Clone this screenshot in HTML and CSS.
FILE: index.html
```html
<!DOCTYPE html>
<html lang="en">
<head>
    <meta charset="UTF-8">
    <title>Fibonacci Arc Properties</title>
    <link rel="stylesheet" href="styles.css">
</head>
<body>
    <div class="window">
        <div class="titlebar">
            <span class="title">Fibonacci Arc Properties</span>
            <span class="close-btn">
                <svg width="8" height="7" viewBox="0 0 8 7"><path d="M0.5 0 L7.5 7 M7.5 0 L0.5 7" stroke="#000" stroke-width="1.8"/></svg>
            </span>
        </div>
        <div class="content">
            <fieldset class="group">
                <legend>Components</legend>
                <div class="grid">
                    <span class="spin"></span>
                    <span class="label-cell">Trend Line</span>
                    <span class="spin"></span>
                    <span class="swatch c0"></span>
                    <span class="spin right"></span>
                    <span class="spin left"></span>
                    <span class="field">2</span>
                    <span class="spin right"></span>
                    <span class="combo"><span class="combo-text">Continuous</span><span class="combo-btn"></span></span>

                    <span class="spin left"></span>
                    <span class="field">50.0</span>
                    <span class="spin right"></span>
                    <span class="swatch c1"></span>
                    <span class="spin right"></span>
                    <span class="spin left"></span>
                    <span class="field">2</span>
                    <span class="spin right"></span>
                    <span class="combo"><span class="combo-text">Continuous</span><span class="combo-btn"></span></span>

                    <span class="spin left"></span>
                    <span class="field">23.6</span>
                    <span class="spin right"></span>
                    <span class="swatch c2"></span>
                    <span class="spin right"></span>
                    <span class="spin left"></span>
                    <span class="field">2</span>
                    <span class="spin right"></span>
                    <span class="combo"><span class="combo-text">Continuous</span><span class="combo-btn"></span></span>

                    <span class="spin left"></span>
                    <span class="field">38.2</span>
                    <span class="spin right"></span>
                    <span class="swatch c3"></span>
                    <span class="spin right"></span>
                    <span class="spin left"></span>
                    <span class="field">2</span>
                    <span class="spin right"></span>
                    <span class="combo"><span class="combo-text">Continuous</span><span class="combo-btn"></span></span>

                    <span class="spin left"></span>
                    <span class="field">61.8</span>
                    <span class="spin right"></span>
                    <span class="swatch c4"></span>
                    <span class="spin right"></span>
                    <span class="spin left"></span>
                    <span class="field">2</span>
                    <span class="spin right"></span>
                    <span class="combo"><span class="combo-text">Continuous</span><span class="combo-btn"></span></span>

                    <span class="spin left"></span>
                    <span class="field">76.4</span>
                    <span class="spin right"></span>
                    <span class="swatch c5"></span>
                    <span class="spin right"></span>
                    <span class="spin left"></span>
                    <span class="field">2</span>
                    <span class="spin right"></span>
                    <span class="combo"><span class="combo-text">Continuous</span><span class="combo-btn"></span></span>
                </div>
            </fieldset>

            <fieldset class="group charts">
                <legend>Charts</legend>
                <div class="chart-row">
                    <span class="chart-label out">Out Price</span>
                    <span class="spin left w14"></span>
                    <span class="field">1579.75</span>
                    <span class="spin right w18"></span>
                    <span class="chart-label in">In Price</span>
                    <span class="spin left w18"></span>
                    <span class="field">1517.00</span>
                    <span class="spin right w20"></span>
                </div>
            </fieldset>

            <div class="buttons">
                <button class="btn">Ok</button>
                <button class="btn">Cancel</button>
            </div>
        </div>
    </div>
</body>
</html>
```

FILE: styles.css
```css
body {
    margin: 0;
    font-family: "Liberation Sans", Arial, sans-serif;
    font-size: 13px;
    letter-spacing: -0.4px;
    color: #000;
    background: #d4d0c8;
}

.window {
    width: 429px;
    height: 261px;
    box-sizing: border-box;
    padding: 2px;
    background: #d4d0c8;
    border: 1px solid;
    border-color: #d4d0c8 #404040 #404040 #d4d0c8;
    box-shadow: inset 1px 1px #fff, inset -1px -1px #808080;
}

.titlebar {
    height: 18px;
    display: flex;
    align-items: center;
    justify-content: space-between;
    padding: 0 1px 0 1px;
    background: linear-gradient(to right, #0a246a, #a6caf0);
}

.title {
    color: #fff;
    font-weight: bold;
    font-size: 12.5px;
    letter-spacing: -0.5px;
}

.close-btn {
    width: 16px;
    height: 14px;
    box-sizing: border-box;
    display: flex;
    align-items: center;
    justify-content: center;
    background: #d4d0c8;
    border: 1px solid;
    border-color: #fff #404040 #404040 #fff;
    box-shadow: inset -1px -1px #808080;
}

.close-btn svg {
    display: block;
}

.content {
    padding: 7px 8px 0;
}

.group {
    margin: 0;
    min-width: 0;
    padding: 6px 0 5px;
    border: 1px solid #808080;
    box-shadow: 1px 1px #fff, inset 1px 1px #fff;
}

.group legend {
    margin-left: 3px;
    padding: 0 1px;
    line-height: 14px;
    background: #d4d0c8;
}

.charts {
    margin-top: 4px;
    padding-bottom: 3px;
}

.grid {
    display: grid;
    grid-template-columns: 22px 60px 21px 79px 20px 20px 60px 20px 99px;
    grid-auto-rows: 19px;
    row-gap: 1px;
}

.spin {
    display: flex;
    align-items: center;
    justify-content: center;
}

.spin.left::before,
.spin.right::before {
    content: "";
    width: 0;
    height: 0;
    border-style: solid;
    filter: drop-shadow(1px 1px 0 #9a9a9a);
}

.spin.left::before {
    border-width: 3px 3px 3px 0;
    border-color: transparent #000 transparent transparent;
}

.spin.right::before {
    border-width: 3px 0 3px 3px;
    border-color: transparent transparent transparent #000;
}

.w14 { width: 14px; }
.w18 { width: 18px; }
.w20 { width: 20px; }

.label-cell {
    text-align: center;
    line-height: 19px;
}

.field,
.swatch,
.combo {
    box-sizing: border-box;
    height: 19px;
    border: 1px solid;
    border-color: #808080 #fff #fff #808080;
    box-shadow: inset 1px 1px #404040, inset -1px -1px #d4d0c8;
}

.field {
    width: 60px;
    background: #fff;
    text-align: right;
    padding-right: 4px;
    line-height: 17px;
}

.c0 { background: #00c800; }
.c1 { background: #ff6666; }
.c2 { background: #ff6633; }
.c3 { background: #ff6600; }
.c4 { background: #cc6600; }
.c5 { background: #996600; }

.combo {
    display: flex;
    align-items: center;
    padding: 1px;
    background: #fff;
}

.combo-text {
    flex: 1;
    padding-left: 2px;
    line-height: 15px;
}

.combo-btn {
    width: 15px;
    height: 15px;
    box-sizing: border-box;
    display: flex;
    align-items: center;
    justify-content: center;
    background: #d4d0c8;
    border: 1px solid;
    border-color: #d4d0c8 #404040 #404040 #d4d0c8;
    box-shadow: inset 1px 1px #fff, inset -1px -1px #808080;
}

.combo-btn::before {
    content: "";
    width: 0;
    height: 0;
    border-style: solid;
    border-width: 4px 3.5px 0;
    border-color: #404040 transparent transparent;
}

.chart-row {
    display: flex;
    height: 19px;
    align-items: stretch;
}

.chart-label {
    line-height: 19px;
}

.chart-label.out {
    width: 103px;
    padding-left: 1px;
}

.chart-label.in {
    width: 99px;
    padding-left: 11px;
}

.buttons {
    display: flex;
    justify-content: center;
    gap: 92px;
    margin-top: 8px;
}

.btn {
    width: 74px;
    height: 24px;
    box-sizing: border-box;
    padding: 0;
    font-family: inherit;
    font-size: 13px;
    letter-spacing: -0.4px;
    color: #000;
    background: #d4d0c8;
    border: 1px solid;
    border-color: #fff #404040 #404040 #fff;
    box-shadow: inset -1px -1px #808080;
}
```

——

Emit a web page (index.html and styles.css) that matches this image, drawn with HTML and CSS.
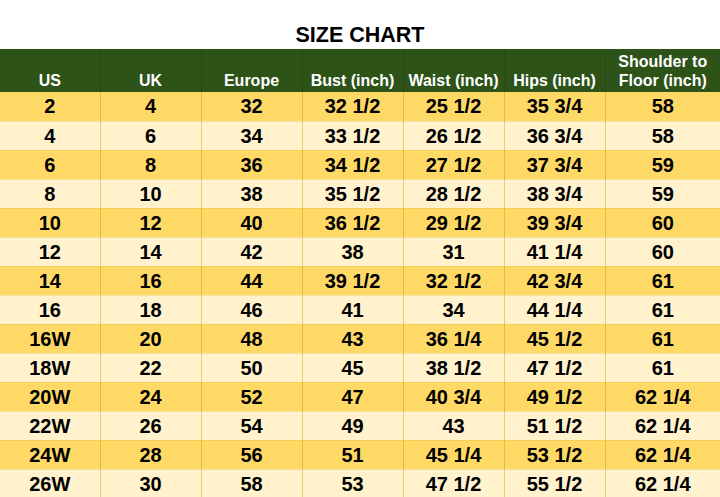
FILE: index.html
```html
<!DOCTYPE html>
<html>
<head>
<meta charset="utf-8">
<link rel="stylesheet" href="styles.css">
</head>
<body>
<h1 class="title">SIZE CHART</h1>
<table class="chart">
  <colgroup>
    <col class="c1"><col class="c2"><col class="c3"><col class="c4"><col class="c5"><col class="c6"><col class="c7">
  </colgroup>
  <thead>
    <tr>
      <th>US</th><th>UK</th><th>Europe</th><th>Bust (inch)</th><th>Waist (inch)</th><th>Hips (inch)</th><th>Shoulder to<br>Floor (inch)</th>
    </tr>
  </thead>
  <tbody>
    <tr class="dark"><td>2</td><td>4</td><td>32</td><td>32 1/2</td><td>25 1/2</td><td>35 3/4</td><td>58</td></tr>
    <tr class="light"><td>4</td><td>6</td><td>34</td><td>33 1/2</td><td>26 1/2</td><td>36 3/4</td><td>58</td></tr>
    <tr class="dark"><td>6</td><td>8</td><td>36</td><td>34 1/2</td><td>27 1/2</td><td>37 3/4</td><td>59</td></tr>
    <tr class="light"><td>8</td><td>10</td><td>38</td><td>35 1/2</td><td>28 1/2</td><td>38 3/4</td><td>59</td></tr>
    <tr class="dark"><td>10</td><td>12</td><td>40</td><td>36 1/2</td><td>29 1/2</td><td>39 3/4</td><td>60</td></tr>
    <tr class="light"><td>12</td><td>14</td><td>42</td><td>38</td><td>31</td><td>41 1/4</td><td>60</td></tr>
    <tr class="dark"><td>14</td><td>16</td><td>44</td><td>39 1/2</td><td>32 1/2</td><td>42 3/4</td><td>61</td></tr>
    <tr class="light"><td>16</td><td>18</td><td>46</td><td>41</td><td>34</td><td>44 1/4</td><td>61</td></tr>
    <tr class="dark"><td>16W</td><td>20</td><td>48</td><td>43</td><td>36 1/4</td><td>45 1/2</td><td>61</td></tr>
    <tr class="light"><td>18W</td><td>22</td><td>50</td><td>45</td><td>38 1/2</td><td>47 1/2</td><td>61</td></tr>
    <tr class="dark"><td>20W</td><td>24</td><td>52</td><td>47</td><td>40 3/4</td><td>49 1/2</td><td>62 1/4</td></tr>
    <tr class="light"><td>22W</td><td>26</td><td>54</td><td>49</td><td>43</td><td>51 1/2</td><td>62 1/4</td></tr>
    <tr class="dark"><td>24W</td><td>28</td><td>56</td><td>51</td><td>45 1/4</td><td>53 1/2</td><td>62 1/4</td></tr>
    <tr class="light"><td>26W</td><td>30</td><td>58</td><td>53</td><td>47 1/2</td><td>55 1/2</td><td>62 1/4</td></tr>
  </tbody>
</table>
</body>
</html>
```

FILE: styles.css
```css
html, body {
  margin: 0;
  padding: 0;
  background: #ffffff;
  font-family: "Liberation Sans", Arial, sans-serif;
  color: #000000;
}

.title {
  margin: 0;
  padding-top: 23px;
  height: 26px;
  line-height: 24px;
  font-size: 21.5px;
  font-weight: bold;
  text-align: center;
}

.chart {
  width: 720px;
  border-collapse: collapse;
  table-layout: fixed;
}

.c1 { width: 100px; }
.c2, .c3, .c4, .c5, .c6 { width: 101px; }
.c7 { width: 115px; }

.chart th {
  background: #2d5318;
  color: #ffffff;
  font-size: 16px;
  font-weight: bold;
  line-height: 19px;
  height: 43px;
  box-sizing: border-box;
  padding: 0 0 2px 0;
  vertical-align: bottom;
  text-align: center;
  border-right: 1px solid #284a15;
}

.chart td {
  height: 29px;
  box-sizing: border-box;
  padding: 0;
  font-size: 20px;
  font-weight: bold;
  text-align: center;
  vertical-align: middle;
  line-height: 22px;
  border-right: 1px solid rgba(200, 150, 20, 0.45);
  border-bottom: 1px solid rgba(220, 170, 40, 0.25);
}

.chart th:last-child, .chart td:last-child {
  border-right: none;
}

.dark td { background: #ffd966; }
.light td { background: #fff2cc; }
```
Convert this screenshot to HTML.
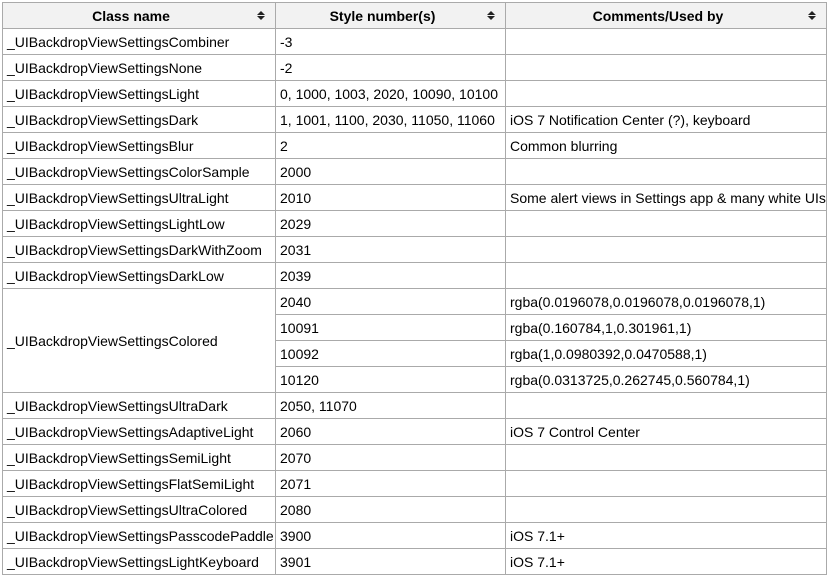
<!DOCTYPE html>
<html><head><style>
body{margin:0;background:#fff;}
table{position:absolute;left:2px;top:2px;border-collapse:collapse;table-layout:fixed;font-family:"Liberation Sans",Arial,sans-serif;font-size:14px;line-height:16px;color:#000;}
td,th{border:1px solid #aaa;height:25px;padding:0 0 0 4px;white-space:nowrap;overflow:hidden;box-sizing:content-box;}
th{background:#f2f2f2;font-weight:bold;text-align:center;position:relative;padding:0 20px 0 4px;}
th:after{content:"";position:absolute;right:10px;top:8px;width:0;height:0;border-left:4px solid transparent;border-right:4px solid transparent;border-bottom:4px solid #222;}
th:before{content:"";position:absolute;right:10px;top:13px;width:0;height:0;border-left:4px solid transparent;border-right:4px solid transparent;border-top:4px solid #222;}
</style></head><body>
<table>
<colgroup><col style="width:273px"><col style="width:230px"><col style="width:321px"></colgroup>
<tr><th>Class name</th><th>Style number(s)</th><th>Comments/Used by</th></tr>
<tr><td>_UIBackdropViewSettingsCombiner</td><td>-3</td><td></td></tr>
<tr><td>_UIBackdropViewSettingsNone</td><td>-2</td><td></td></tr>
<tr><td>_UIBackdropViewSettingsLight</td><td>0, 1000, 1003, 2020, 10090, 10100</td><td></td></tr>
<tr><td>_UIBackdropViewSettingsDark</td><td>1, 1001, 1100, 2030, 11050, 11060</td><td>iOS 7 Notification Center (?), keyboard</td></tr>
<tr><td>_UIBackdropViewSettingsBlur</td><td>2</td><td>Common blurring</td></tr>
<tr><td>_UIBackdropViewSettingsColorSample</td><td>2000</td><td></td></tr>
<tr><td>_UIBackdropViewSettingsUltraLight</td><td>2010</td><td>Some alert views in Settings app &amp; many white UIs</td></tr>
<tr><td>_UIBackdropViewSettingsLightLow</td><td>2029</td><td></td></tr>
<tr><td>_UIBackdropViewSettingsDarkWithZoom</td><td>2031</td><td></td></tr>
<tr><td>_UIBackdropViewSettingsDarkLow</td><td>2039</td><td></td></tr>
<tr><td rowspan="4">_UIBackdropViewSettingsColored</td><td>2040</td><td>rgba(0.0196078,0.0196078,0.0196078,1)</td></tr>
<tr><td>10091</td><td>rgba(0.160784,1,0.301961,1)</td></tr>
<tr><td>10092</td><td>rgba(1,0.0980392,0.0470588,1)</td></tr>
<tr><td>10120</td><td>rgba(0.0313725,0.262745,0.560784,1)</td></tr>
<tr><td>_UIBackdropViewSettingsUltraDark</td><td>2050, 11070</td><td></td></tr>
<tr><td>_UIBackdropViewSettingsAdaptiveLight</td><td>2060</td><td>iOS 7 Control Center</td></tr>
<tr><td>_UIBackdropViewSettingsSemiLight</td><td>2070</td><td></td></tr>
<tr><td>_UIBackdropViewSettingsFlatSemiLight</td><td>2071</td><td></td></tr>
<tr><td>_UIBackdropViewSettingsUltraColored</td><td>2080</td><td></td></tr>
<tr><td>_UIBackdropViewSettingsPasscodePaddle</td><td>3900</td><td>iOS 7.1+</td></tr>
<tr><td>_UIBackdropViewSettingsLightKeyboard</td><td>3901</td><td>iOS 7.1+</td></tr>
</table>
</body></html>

——

=== Exercise ===
How many lines in the listing contain "this"? Answer with the number alone.

=== Complete output ===
3